Sumber: http://www.andreasharsono.net/2019/03/sesudah-15-tahun-akhirnya-buku-terbit.html |
Ketika menggarap majalah UAPM Inovasi, saya meliput tentang
Ahmadiyah. Saya mewawancarai Andreas Harsono, jurnalis dan peneliti Human Right
Watch (HRW) yang aktif meneliti dan mengadvokasi kasus hak Asasi Manusia.
Andreas Harsono bercerita tentang bagaimana advokasi yang dilakukan oleh HRW
terkait kasus Ahmadiyah. Berikut hasil wawancaranya:
W: Setelah
wawancara, membaca beberapa data, dan mengamati tindak diskriminasi terhadap
kelompok minoritas, saya melihat kelompok yang terus menolak keberadaan Ahmadiyah
itu seperti FPI, maupun elit ulama. Nah, apakah andreas harsono atau HRW pernah
berdialog dengan FPI atau elit ulama sebagai salah satu bentuk advokasinya?
A: Kami pernah bertemu dgn Majelis
Ulama Indonesia. Bicara sambil menjelaskan posisi masing-masing. Masing-masing
pejabat MUI beda posisi. Ada yang moderat, banyak yang garis keras. Bila bicara
dgn yang moderat, tentu saja, pandangan mereka minimal konservatif tapi tak
terkesan agresif. Kalau yang keras, pandangan tentu tidak toleran.
W: Ketika di Manislor, Kuningan, Jawa Barat,
saya bertemu Pak Nur Halim, Ketua Jemaat Ahmadiyah di Manislor. Pak Nur Halim
bilang diskriminasi terhadap Ahmadiyah terjadi selama 8 tahun (2002-2010),
salah satu usaha paling efektif yang dilakukannya untuk menghentikan
diskriminasi adalah berdialog, melakukan pendekatan kognitif terhadap
orang-orang yang menolak mereka. Nah, bagaimana anda menyikapi hal ini?
A: Persoalan mendasar bagi Ahmadiyah
adalah SKB 2008 beserta turunan mereka di tingkat provinsi dan kabupaten.

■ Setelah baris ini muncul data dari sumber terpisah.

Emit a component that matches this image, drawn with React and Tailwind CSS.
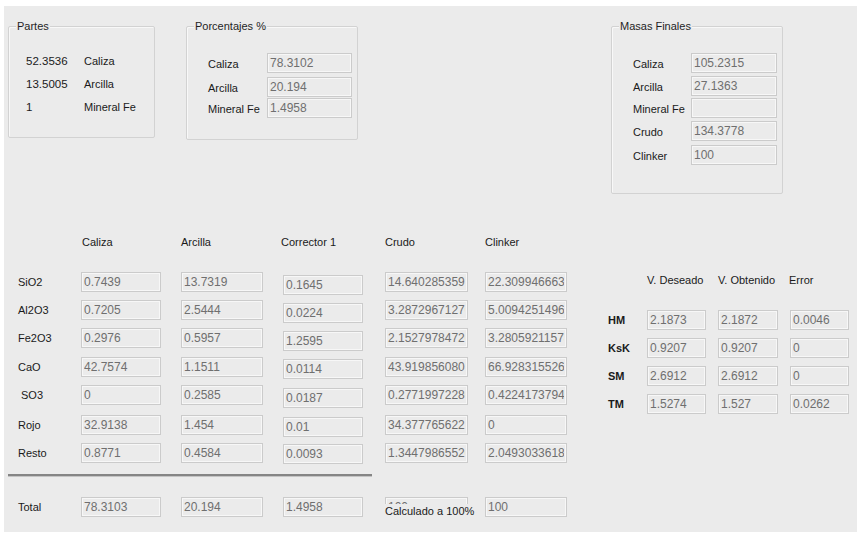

Dialog tentu berguna tapi tanpa pencabutan terhadap aturan-aturan yang
diskriminatif ini juga akan tetap dijadikan alat oleh mereka yang intoleran
buat intimidasi dan kekerasan terhadap warga Ahmadiyah.
W: Kemarin saya juga wawancara Pak Wawan
dari Pusat Kerukunan Umat Beragama (PKUB) Kemenag, pak wawan bilang, “pasal
pnps perlu dicabut karena tafsirnya kurang jelas sehingga menimbulkan
diskriminasi. Jadi perlu rancangan undang-undang yang lebih spesifik, pkub
rencananya tahun depan akan membuat RUU
PUB (Rancangan Undang-Undang Perlindungan Umat Beragama) untuk menggantikan
pasal pnps.” Nah bagaimana anda menyikapi hal ini? Apakah ini solusi yang
tepat?
A: HRW sudah lakukan riset terhadap
draft RUU tersebut (selangkapnya "Indonesia: RUU ‘Pelindungan Umat Beragama’ Akan Membahayakan Kalangan Minoritas"). Kami memandang ia takkan mengatasi diskriminasi PNPS 1965.
HRW sepakat dengan gugatan Gus Dur dan yang lainnya bahwa langkah satu-satunya
adalah mencabut PNPS 1965. Sayang, Mahkamah Konstitusi mengalahkan Gus Dur pada
2010. Kalau saja mereka bisa berpikir seluas dan sedalam Gus Dur, kita sudah
tak perlu buang-buang energi untuk urusan dari Abad Pertengahan ini.
W: Oh, iya, satu lagi, ini pertanyaan
yang mungkin di luar konteks. Kekecewaan seperti apa yang pernah dirasakan
andreas harsono ketika menjadi seorang jurnalis?
A: Saya lahir pada 1965, tahun yang
paling berdarah dalam sejarah Pulau Jawa. Saya besar pada masa rezim Orde Baru,
menurut Adnan Buyung Nasution, rezim paling kejam dalam sejarah Indonesia
maupun Hindia Belanda. Kalau Anda mengalami penindasan dalam rezim ini, saya
kira, Anda sudah punya batas kekecewaan yang jauh sekali. Persoalannya, bukan
kecewa atau tidak, tapi bagaimana berpikir, menulis dan bekerja demi masa depan
yang lebih baik buat anak dan cucu kita.